**Dataset content**
%%
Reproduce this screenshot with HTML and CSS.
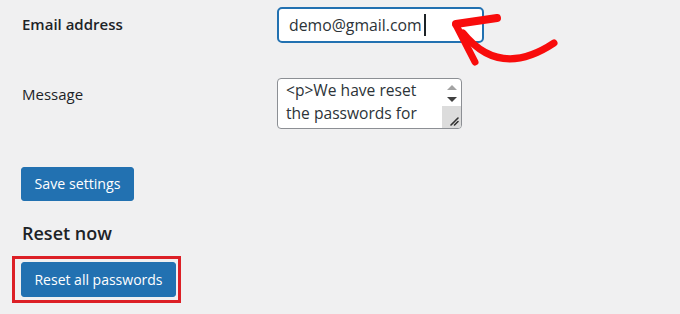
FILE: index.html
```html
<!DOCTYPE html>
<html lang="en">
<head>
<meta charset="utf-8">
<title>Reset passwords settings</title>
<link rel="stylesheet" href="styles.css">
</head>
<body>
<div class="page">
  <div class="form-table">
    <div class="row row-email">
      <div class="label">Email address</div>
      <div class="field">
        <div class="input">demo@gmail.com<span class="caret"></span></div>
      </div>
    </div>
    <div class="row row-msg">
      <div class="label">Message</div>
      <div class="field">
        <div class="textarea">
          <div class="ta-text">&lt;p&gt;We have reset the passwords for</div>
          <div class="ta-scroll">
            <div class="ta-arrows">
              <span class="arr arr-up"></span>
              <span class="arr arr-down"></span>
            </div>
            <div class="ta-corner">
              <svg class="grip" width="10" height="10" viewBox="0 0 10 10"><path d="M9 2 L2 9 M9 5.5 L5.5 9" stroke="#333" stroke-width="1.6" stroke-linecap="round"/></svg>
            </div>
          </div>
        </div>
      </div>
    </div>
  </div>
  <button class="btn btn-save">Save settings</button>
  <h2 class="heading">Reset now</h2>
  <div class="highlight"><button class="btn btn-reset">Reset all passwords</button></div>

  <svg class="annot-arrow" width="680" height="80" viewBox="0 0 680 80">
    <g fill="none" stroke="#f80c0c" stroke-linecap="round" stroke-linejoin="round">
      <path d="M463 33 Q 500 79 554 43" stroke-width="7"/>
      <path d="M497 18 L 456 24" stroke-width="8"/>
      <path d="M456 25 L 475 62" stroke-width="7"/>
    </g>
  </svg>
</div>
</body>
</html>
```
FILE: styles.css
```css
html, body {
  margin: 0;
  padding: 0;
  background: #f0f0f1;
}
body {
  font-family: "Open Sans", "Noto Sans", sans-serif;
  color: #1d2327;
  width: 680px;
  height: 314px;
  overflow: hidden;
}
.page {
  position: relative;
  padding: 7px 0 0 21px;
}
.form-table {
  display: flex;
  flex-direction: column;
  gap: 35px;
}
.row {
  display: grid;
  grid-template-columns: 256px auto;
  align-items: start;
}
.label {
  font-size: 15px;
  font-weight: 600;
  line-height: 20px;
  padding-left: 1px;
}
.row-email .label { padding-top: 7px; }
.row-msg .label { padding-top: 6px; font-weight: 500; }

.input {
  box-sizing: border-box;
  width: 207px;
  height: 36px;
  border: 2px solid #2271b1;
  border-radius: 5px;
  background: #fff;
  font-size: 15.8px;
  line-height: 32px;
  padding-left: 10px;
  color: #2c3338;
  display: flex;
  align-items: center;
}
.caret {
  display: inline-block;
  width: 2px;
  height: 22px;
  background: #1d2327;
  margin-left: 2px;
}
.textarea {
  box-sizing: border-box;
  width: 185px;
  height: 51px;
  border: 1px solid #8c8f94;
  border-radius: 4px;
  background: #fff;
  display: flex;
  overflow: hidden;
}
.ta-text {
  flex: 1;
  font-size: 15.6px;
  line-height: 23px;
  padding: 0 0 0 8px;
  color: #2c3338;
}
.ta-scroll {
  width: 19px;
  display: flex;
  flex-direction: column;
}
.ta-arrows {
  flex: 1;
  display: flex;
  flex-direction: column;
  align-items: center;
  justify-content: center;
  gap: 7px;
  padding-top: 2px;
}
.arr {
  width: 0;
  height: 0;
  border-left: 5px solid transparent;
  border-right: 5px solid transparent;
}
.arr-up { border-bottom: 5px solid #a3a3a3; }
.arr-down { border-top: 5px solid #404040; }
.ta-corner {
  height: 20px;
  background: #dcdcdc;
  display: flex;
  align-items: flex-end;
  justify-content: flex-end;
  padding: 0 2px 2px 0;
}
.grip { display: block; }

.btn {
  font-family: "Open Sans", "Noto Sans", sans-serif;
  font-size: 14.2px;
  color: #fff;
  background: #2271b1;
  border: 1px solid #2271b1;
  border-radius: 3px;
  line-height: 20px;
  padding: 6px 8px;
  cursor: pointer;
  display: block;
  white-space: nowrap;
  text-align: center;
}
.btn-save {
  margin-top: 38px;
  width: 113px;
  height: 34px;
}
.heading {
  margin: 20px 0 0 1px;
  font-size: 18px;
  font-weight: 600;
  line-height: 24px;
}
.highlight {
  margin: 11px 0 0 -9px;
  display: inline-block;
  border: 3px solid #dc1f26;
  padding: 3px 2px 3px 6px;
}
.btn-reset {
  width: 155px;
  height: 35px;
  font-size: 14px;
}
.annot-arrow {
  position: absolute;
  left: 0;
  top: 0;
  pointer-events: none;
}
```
%%
%%
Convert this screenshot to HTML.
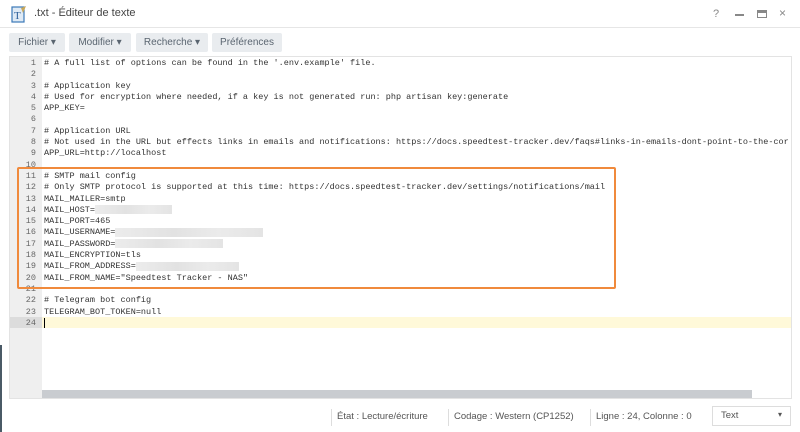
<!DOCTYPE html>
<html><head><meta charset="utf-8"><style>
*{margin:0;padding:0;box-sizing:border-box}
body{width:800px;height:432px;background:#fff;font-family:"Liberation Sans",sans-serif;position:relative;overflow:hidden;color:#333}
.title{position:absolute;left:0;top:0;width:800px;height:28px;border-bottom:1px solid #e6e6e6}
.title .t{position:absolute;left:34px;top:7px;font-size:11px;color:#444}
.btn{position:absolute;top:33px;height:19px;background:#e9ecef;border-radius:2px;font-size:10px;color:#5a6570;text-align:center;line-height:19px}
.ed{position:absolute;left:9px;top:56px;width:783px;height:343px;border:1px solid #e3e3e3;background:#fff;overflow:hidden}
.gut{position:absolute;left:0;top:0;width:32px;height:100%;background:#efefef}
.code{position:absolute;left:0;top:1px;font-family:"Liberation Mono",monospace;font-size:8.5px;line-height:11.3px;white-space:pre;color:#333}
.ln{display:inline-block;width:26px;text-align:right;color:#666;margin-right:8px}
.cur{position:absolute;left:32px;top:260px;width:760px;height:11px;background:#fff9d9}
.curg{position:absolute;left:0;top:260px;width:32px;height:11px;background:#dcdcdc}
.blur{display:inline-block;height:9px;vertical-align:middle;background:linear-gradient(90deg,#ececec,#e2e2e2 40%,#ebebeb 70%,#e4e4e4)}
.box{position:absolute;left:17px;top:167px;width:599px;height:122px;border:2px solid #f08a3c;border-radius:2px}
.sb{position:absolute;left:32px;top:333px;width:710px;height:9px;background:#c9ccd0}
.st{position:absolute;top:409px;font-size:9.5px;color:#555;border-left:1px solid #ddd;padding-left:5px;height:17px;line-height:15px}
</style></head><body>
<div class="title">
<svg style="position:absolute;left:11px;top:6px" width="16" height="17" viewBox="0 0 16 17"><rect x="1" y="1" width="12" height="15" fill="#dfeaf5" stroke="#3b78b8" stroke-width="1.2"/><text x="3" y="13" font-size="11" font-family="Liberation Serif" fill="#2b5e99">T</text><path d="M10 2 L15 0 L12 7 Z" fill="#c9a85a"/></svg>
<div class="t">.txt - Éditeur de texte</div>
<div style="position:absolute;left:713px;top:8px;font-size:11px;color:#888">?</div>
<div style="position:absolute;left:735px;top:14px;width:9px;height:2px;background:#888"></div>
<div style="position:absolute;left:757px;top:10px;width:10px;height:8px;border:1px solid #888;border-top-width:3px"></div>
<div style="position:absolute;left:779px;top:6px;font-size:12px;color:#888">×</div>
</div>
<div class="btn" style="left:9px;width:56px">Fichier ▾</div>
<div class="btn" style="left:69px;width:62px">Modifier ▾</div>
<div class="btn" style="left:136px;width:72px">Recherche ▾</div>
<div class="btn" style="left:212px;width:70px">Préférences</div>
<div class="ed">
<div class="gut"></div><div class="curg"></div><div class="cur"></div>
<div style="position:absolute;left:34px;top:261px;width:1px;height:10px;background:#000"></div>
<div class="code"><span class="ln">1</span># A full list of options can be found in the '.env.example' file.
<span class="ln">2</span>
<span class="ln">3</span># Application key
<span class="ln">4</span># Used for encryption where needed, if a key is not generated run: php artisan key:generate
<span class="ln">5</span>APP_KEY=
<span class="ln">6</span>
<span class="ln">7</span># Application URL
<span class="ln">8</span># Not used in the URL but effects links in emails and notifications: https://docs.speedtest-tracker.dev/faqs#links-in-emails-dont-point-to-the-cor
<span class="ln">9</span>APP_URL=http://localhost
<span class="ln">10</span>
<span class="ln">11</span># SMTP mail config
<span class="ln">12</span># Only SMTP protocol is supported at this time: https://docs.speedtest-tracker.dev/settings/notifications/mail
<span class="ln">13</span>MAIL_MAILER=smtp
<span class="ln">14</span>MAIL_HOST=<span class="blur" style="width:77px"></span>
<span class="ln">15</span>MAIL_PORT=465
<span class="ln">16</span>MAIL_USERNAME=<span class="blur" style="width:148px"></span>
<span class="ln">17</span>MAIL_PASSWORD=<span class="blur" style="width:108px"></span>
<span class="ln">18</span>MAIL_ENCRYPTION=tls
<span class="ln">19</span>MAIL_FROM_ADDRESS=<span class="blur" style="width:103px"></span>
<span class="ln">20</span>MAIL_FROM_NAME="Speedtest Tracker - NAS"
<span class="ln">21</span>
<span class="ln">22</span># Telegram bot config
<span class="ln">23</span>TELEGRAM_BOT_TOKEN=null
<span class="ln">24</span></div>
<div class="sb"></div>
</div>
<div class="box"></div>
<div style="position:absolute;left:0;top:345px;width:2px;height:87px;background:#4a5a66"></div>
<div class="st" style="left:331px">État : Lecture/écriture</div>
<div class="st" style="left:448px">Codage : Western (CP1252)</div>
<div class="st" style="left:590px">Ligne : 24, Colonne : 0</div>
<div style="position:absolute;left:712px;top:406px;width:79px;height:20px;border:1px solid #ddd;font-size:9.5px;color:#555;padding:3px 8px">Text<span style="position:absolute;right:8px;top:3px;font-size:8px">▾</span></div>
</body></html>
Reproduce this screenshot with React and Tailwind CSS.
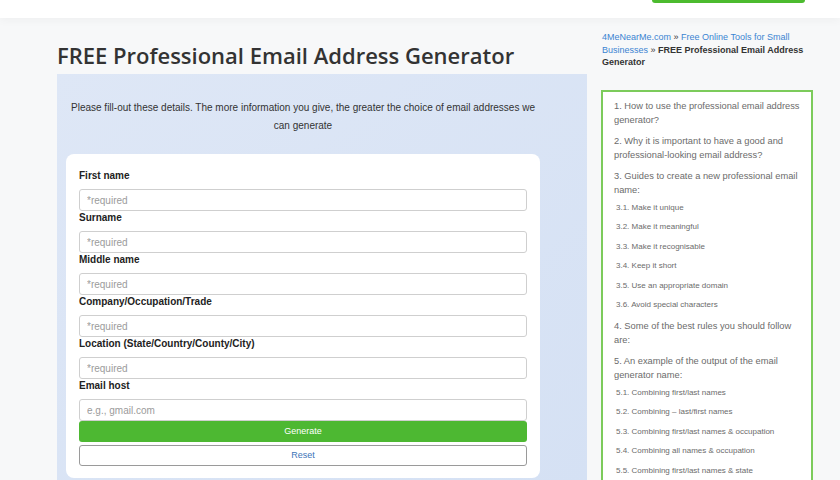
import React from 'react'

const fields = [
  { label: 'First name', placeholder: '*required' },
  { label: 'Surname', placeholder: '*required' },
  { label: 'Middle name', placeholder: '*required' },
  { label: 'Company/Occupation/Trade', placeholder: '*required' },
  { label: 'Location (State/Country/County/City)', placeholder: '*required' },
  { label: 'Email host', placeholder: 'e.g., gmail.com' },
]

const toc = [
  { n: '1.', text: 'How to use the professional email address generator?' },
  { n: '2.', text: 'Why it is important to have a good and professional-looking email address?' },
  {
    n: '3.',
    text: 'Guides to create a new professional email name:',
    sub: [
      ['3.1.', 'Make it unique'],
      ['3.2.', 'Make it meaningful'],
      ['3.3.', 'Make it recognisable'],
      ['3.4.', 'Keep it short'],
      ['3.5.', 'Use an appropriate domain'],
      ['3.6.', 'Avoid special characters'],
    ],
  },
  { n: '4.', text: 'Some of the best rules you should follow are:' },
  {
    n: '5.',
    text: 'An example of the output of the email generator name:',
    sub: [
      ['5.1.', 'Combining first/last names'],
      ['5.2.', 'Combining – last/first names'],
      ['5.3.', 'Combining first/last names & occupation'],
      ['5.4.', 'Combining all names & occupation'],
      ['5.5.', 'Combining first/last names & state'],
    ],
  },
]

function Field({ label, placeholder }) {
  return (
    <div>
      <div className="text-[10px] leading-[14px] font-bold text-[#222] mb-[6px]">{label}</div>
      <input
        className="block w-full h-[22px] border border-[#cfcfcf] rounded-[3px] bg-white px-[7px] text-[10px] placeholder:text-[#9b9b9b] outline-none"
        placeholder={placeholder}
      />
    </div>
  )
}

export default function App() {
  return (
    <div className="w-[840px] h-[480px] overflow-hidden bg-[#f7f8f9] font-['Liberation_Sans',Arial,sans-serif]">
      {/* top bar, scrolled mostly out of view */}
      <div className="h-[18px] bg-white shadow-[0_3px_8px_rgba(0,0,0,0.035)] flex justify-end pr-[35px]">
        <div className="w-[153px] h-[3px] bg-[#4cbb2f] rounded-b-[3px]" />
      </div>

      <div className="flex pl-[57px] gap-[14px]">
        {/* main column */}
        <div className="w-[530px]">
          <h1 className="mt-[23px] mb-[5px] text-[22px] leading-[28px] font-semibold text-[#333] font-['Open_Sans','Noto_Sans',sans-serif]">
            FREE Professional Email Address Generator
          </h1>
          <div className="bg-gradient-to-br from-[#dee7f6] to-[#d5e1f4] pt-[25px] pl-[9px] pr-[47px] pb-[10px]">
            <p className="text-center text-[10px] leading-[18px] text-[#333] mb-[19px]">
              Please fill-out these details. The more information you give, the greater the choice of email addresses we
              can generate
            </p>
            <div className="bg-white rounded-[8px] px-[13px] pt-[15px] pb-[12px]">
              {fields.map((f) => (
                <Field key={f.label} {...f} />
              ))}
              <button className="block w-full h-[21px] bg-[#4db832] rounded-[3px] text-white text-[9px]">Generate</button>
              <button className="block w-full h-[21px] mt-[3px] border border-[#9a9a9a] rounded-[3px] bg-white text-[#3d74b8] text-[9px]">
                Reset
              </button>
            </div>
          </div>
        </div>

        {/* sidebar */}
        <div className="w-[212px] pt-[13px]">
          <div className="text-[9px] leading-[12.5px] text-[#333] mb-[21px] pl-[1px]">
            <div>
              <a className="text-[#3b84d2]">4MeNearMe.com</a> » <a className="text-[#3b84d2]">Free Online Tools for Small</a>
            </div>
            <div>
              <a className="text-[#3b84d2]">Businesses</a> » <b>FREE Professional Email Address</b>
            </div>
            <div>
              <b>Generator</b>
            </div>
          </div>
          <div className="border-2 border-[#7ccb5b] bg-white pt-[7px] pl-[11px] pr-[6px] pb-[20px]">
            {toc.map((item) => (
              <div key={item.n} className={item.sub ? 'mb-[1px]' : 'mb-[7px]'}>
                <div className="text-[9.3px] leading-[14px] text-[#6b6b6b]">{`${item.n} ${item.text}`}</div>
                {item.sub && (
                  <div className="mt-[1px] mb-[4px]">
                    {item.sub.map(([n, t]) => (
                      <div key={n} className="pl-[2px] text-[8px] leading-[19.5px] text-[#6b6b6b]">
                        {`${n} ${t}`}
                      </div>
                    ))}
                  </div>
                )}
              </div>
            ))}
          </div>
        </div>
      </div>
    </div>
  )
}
%%
%%
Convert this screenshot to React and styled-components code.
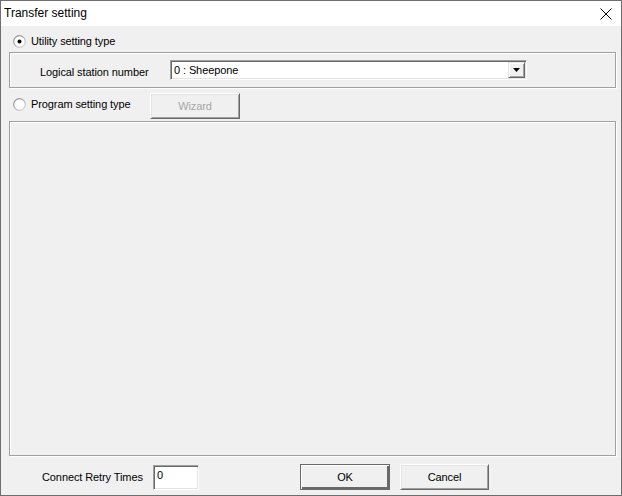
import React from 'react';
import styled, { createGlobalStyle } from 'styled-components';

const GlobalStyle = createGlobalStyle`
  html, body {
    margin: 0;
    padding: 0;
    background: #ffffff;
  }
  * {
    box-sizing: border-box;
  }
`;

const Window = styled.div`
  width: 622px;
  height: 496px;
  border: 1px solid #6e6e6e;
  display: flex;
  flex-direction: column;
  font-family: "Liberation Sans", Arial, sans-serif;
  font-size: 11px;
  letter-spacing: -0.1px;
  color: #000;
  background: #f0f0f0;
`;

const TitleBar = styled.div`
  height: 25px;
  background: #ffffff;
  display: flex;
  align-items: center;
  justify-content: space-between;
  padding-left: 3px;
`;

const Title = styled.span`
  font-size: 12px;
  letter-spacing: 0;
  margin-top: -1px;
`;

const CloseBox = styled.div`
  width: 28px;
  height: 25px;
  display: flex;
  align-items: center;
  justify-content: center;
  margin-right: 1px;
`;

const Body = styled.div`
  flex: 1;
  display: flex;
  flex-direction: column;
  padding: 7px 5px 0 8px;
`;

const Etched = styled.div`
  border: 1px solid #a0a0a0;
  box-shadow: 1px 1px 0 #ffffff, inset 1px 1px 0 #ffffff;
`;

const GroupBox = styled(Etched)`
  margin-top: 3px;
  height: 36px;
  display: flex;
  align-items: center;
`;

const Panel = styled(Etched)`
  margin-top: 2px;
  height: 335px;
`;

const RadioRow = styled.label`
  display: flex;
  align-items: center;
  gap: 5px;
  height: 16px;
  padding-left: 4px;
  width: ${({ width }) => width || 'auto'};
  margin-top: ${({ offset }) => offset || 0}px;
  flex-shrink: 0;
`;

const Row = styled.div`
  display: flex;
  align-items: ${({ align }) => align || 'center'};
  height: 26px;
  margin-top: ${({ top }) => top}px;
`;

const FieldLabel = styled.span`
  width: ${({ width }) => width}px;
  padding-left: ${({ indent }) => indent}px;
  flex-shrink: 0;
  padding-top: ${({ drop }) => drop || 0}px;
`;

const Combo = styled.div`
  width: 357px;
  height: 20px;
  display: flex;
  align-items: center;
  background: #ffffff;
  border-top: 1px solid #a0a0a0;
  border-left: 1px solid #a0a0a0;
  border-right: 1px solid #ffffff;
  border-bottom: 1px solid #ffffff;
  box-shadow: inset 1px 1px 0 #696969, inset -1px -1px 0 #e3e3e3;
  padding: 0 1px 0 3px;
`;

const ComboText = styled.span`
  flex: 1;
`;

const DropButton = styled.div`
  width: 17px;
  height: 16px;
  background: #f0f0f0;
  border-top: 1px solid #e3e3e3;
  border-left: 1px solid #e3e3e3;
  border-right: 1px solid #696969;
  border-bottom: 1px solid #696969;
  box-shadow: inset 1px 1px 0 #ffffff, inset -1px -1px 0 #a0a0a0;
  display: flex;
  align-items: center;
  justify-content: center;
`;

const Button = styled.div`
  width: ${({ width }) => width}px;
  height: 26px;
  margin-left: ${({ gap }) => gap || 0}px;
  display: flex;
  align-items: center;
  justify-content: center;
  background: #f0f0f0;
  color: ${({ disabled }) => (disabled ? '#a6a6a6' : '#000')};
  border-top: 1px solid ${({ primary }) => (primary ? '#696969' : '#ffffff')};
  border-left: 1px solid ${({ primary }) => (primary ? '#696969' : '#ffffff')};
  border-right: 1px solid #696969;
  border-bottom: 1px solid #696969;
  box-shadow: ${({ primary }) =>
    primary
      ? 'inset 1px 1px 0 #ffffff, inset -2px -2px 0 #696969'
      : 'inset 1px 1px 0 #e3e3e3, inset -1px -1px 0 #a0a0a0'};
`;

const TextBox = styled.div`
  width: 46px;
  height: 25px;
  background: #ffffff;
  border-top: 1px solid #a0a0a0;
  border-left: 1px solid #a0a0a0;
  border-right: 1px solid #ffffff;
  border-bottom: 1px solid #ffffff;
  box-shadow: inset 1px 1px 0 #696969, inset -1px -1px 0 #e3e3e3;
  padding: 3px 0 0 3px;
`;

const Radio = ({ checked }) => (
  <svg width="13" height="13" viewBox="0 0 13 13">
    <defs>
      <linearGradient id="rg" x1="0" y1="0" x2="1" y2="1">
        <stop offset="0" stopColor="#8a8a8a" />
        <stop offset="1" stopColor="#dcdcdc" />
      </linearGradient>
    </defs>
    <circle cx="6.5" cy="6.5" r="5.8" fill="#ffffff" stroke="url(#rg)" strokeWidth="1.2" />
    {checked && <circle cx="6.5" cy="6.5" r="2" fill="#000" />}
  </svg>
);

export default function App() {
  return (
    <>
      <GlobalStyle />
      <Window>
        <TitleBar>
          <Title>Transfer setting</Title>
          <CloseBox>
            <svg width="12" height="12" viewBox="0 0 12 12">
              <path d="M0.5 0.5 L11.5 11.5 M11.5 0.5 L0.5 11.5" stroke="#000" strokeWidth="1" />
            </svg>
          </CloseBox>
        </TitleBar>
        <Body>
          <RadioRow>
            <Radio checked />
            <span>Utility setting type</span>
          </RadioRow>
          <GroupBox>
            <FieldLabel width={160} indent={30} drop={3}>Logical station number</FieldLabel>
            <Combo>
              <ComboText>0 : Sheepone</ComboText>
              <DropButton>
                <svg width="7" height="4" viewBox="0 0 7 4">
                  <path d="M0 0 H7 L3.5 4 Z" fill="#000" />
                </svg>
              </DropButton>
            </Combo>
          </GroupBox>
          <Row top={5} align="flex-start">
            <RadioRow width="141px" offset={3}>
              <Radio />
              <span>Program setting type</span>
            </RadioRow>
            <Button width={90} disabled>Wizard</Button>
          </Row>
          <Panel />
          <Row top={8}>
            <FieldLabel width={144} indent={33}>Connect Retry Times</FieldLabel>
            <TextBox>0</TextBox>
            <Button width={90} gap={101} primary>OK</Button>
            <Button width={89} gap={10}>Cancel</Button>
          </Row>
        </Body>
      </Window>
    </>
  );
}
%%
**Objective**
Each line that has the word "this" should be copied.

**The result**
Reproduce this screenshot with HTML and CSS.
Convert this screenshot to HTML.
<span class="ln">12</span># Only SMTP protocol is supported at this time: https://docs.speedtest-tracker.dev/settings/notifications/mail
Reproduce this screenshot with React and Tailwind CSS.
Convert this screenshot to React and styled-components code.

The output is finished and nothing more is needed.